As director of the collections of the French Society of Photography, art historian Luce Lebart spends most of her time making sure the objects in her charge are preserved for generations to come. It was to her astonishment, then, that she discovered within the archives a long-forgotten box of plates that after having been exposed to flood waters, had become the breeding ground for all species of fungi. Instead of discarding the mysterious collection, she found beauty in the “destroyed” pictures, which she later published in the book Mold Is Beautiful.
For Cosmos, the photographer Marcus DeSieno collects various strains of bacteria and breeds them on the surface of positive film slides depicting scenes from outer space. In scanning the film after it has been partially eaten away by the bacterial colonies, he unites the microscopic organisms with the infinite galaxies, condensing all of existence within a single frame.
We know what most drugs look like—at least in material form that is. But what does their matter, their breakdown, their essence look like? German photographer Sarah Schoenfeld pursued this challenging question in All You Can Feel, a series of images of various drugs that she placed onto exposed negative film and then enlarged.

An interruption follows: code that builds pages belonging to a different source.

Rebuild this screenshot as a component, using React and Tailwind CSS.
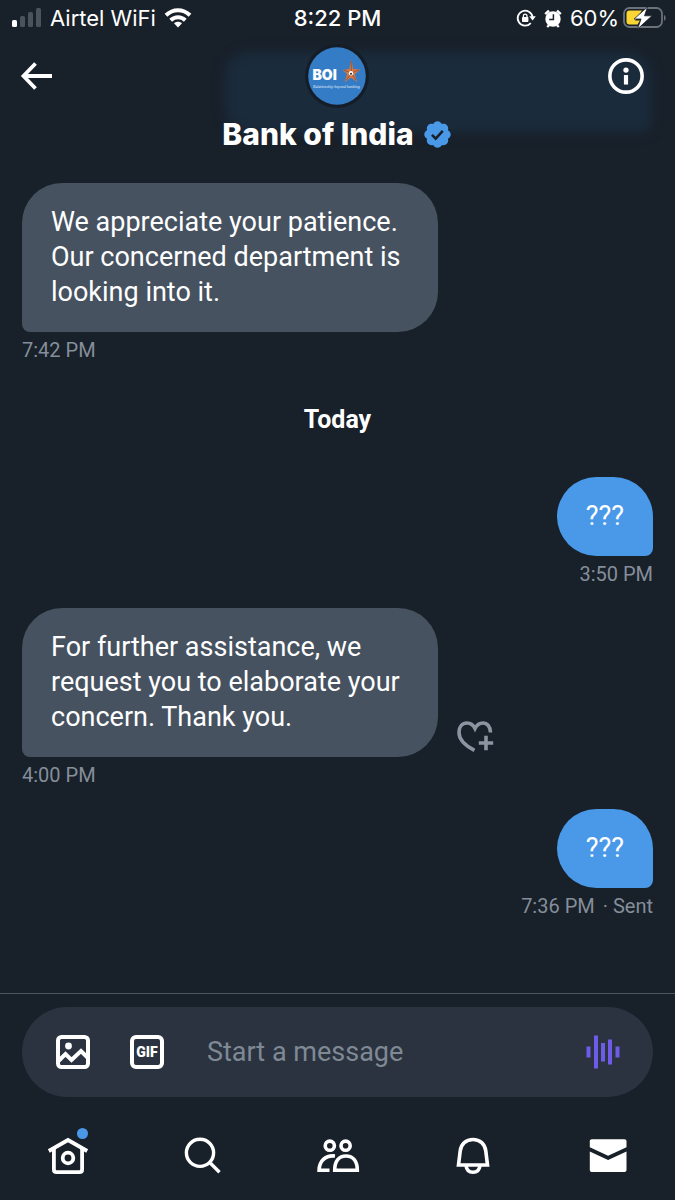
import React, { useState } from "react";

const MESSAGES = [
  { id: 1, from: "them", text: "We appreciate your patience. Our concerned department is looking into it.", time: "7:42 PM" },
  { id: 2, day: "Today" },
  { id: 3, from: "me", text: "???", time: "3:50 PM" },
  { id: 4, from: "them", text: "For further assistance, we request you to elaborate your concern. Thank you.", time: "4:00 PM", react: true },
  { id: 5, from: "me", text: "???", time: "7:36 PM", status: "Sent" },
];

const TABS = [
  { name: "Home", icon: HomeIcon, badge: true },
  { name: "Search", icon: SearchIcon },
  { name: "Communities", icon: PeopleIcon },
  { name: "Notifications", icon: BellIcon },
  { name: "Messages", icon: MailIcon },
];

export default function App() {
  return (
    <div className="min-h-screen flex flex-col bg-[#18202a] text-white font-[Roboto,sans-serif]">
      <StatusBar />
      <ChatHeader />
      <main className="flex-1 flex flex-col px-[22px] pt-[18px] pb-4">
        {MESSAGES.map((m) =>
          m.day ? (
            <h2 key={m.id} className="text-center text-[25px] leading-8 font-bold mt-5 mb-[41px]">{m.day}</h2>
          ) : (
            <Message key={m.id} message={m} />
          )
        )}
      </main>
      <Composer />
      <TabBar />
    </div>
  );
}

function StatusBar() {
  return (
    <div className="relative flex items-center justify-between h-9 pl-3 pr-2 text-[22px] leading-7 font-[Inter,sans-serif]">
      <div className="flex items-center gap-2">
        <svg width="30" height="20" viewBox="0 0 30 20" aria-hidden="true">
          <rect x="0" y="12" width="5" height="7" rx="1.5" fill="#fff" />
          <rect x="8" y="8" width="5" height="11" rx="1.5" fill="#4a525b" />
          <rect x="16" y="4" width="5" height="15" rx="1.5" fill="#4a525b" />
          <rect x="24" y="0" width="5" height="19" rx="1.5" fill="#4a525b" />
        </svg>
        <span>Airtel WiFi</span>
        <svg width="28" height="20" viewBox="0 0 28 20" fill="none" stroke="#fff" strokeWidth="4" aria-hidden="true">
          <path d="M2 7.3C9 .6 19 .6 26 7.3" />
          <path d="M6.7 12.2C11 8.2 17 8.2 21.3 12.2" />
          <path d="M14 19.5l-4-4.2c2.3-2 5.7-2 8 0z" fill="#fff" stroke="none" />
        </svg>
      </div>
      <span className="absolute left-1/2 -translate-x-1/2 font-medium">8:22 PM</span>
      <div className="flex items-center gap-2">
        <svg width="20" height="20" viewBox="0 0 20 20" fill="none" stroke="#fff" strokeWidth="1.8" aria-hidden="true">
          <path d="M14.8 15.2A7.5 7.5 0 1 1 16.6 9" />
          <path d="M13.2 8.3h6.6L16.6 12.5z" fill="#fff" stroke="none" />
          <rect x="6" y="9" width="6.4" height="5" rx=".8" fill="#fff" stroke="none" />
          <path d="M7.4 9.5V8a1.8 1.8 0 0 1 3.6 0v1.5" strokeWidth="1.3" />
        </svg>
        <svg width="18" height="19" viewBox="0 0 18 19" aria-hidden="true">
          <circle cx="9" cy="10" r="7.7" fill="#fff" />
          <path d="M1.2 5.2L5 1.6M16.8 5.2L13 1.6M3.2 18l2-2M14.8 18l-2-2" stroke="#fff" strokeWidth="2.4" />
          <path d="M9.4 5.2V10.4H5.2" stroke="#18202a" strokeWidth="1.5" fill="none" />
        </svg>
        <span>60%</span>
        <svg className="-ml-1" width="44" height="24" viewBox="0 0 44 24" aria-hidden="true">
          <rect x="1" y="2" width="38" height="19" rx="5.5" fill="none" stroke="#6b727a" strokeWidth="1.8" />
          <path d="M41 9c2.2.8 2.2 5 0 5.8z" fill="#6b727a" />
          <path d="M6.5 4.500H19L12 14.500H17L14.500 18.500H6.500a3 3 0 0 1-3-3v-8a3 3 0 0 1 3-3z" fill="#fbd534" />
          <path d="M24.500 1L11 13h7L14.500 23 29 9.800h-7.500z" fill="#fff" stroke="#18202a" strokeWidth=".8" />
        </svg>
      </div>
    </div>
  );
}

function ChatHeader() {
  return (
    <header className="relative flex items-start justify-between px-5 pt-2 pb-[11px]">
      {/* message scrolled under the translucent header */}
      <div className="absolute left-1/3 right-6 top-4 h-20 rounded-3xl rounded-br-lg bg-[#1a2b3c] blur-[6px]" />
      <button className="relative mt-3 w-12" aria-label="Back">
        <svg width="34" height="40" viewBox="0 0 34 40" fill="none" stroke="#fff" strokeWidth="3.8">
          <path d="M32 20H4M15.5 7.500L3.500 20l12 12.500" />
        </svg>
      </button>
      <div className="relative flex flex-col items-center">
        <Avatar />
        <h1 className="flex items-center gap-2 mt-1.5 text-[30px] leading-10 font-extrabold font-[Inter,sans-serif]">
          Bank of India
          <VerifiedBadge />
        </h1>
      </div>
      <button className="relative mt-3 w-12 flex justify-end" aria-label="Conversation info">
        <svg className="mr-2.5" width="40" height="40" viewBox="0 0 40 40">
          <circle cx="20" cy="20" r="17" fill="none" stroke="#fff" strokeWidth="3.8" />
          <circle cx="20" cy="13.800" r="2.800" fill="#fff" />
          <rect x="17.800" y="19" width="4.400" height="10" fill="#fff" />
        </svg>
      </button>
    </header>
  );
}

function Avatar() {
  return (
    <svg width="64" height="64" viewBox="0 0 64 64" role="img" aria-label="BOI">
      <circle cx="32" cy="32" r="32" fill="#151d29" />
      <circle cx="32" cy="32" r="28.800" fill="#347dc6" />
      <text x="7.500" y="36" fontSize="14" fontWeight="900" fill="#fff" fontFamily="Inter, sans-serif">BOI</text>
      <path d="M46.300 15.500l1.900 9.500 7.300.6-5.900 4.600 2.600 7.800-6.200-4.600-6.300 4.600 2.400-8-4.400-4 6.600-1z" fill="#d9763f" />
      <path d="M46.300 17v12l-5 7M54 26l-7.700 3 4.500 7M39 26.200l7.300 2.800" stroke="#7a4a3c" strokeWidth=".7" fill="none" />
      <circle cx="46" cy="29.300" r="2.200" fill="#fff" />
      <circle cx="46" cy="29.800" r="1" fill="#20242c" />
      <text x="8" y="44" fontSize="4" fontStyle="italic" fill="#e6f0fa" fontFamily="Liberation Serif, serif">Relationship beyond banking</text>
    </svg>
  );
}

function VerifiedBadge() {
  return (
    <svg width="31" height="31" viewBox="0 0 24 24" aria-label="Verified">
      <path
        fill="#4a99e9"
        d="M22.250 12c0-1.430-.88-2.670-2.190-3.340.46-1.390.2-2.900-.81-3.910s-2.520-1.270-3.910-.81c-.66-1.310-1.910-2.190-3.340-2.190s-2.670.88-3.330 2.190c-1.400-.46-2.910-.2-3.920.81s-1.260 2.520-.8 3.910c-1.310.67-2.200 1.910-2.200 3.340s.89 2.670 2.200 3.340c-.46 1.390-.21 2.900.8 3.910s2.520 1.260 3.910.81c.67 1.310 1.910 2.190 3.340 2.190s2.680-.88 3.340-2.190c1.390.45 2.900.2 3.910-.81s1.270-2.520.81-3.910c1.310-.67 2.190-1.910 2.190-3.340z"
      />
      <path d="M7.700 12.300l2.900 2.900 5.500-6" fill="none" stroke="#18202a" strokeWidth="2" />
    </svg>
  );
}

function Message({ message }) {
  const mine = message.from === "me";
  return (
    <div className={`flex flex-col mb-[22px] ${mine ? "items-end" : "items-start"}`}>
      <div className="flex items-end gap-[18px] w-full">
        <p
          className={`px-[29px] pt-[22px] pb-[22px] text-[27px] leading-[35px] ${
            mine
              ? "ml-auto bg-[#4a99e9] rounded-[40px] rounded-br-lg"
              : "max-w-[66%] bg-[#465260] rounded-[40px] rounded-bl-lg"
          }`}
        >
          {message.text}
        </p>
        {message.react && (
          <button aria-label="Add reaction">
            <HeartPlusIcon />
          </button>
        )}
      </div>
      <div className="mt-1.5 text-xl leading-6 text-[#858e99]">
        {message.time}
        {message.status && <span className="ml-2">· {message.status}</span>}
      </div>
    </div>
  );
}

function Composer() {
  const [text, setText] = useState("");
  return (
    <form className="border-t border-[#4d5560] px-[22px] pt-[13px]" onSubmit={(e) => e.preventDefault()}>
      <div className="flex items-center h-[90px] rounded-full bg-[#2a333f] pl-[34px] pr-8">
        <button type="button" className="mr-10" aria-label="Add photo">
          <ImageIcon />
        </button>
        <button
          type="button"
          className="flex items-center justify-center size-[34px] shrink-0 rounded-md border-4 border-white text-sm leading-none font-black"
        >
          GIF
        </button>
        <input
          className="flex-1 min-w-0 ml-[43px] bg-transparent outline-none text-[27px] leading-9 placeholder:text-[#7f8994]"
          placeholder="Start a message"
          aria-label="Start a message"
          value={text}
          onChange={(e) => setText(e.target.value)}
        />
        <button type="button" aria-label="Record voice message">
          <svg width="36" height="36" viewBox="0 0 36 36" fill="#6e5be8">
            <rect x="1.500" y="12.500" width="4" height="11" />
            <rect x="9" y="1.500" width="4" height="33" />
            <rect x="16" y="9" width="4" height="18.500" />
            <rect x="23" y="5.500" width="4" height="25" />
            <rect x="30.500" y="12.500" width="4" height="11" />
          </svg>
        </button>
      </div>
    </form>
  );
}

function TabBar() {
  return (
    <nav className="flex pt-[37px] pb-[22px]">
      {TABS.map(({ name, icon: Icon, badge }) => (
        <a key={name} href={`#${name.toLowerCase()}`} aria-label={name} className="flex-1 flex justify-center">
          <span className="relative">
            <Icon />
            {badge && <span className="absolute -top-1.5 right-0.5 size-[11px] rounded-full bg-[#4a99e9]" />}
          </span>
        </a>
      ))}
    </nav>
  );
}

function HeartPlusIcon() {
  return (
    <svg width="38" height="38" viewBox="0 0 38 38" fill="none" stroke="#8b95a1" strokeWidth="3.600">
      <path d="M34.500 13.500C34.500 7.500 31 4 27 4c-4 0-6.500 2.500-8 5.500C17.500 6.500 15 4 11 4 6.500 4 3 7.500 3 13.500 3 21 10 27 18.500 31.300" />
      <path d="M30 16.800v14.400M22.800 24h14.400" />
    </svg>
  );
}

function ImageIcon() {
  return (
    <svg width="34" height="34" viewBox="0 0 34 34" fill="none" stroke="#fff" strokeWidth="4">
      <rect x="2" y="2" width="30" height="30" rx="3.500" />
      <circle cx="12.500" cy="11" r="3.400" fill="#fff" stroke="none" />
      <path d="M2.500 26l7-7 6 6 9.500-9 7 7" />
    </svg>
  );
}

function HomeIcon() {
  return (
    <svg width="44" height="44" viewBox="0 0 44 44" fill="none" stroke="#fff" strokeWidth="3.800">
      <path d="M2.800 17L22 6l19.200 11" />
      <path d="M7.900 15v20.500c0 1.700 1 2.700 2.700 2.700h22.800c1.700 0 2.700-1 2.700-2.700V15" />
      <circle cx="22" cy="24" r="5.300" />
    </svg>
  );
}

function SearchIcon() {
  return (
    <svg width="44" height="44" viewBox="0 0 44 44" fill="none" stroke="#fff" strokeWidth="3.400">
      <circle cx="19" cy="18.800" r="13.600" />
      <path d="M28.500 28.300l10 10" />
    </svg>
  );
}

function PeopleIcon() {
  return (
    <svg width="44" height="44" viewBox="0 0 44 44" fill="none" stroke="#fff" strokeWidth="3.600">
      <circle cx="13.800" cy="11.700" r="4.600" />
      <circle cx="29.600" cy="11.700" r="4.600" />
      <path d="M18.700 36.300C18.700 27 23 22 30 22s11.300 5 11.300 14.300z" />
      <path d="M19 22c-10-.8-15.700 5-15.900 14.300H13.500" />
    </svg>
  );
}

function BellIcon() {
  return (
    <svg width="44" height="44" viewBox="0 0 44 44" fill="none" stroke="#fff" strokeWidth="3.600">
      <path d="M7.500 31L9.200 17C10 10 15 5.500 22 5.500S34 10 34.800 17l1.700 14z" />
      <path d="M15 31.500c.6 4.400 3.300 6.800 7 6.800s6.400-2.400 7-6.800" />
    </svg>
  );
}

function MailIcon() {
  return (
    <svg width="44" height="44" viewBox="0 0 44 44" fill="#fff">
      <path d="M3.800 13.300V7.300c0-1.200.8-2 2-2h32.700c1.200 0 2 .8 2 2v6L22.100 21.800z" />
      <path d="M3.800 17.500l18.300 8.400 18.400-8.400V36c0 1.200-.8 2-2 2H5.800c-1.200 0-2-.8-2-2z" />
    </svg>
  );
}
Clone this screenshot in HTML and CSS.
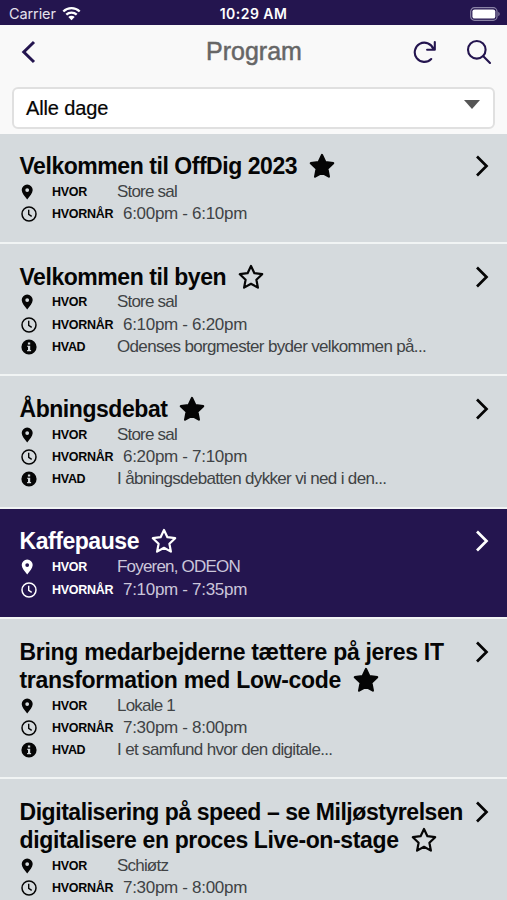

For Float On, the photographer Brigette Bloom soaks her film in urine, creating ethereal bubbles over a desert landscape in Hawaii. Before shooting, she will steep her film canister in a cup of her own pee, allowing the fluid to break down portions of the emulsion. After rinsing the canister and allowing it to dry outside for a week, she loads it into her camera and shoots. Bloom explains that each roll varies based on the time of day when the urine is collected and what she ate that particular day.
The Brooklyn-based artist Phillip Stearns fundamentally alters the structure of color film by administering as many as 15,000 electrical volts to its surface, producing a resultant print set ablaze with woven Lichtenberg figures. Often, he introduces elements found around his house, carefully applying bleach, window cleaner, salt, alcohol or baking soda prior to the electric process, causing the emulsion to break down in ever more mysterious ways.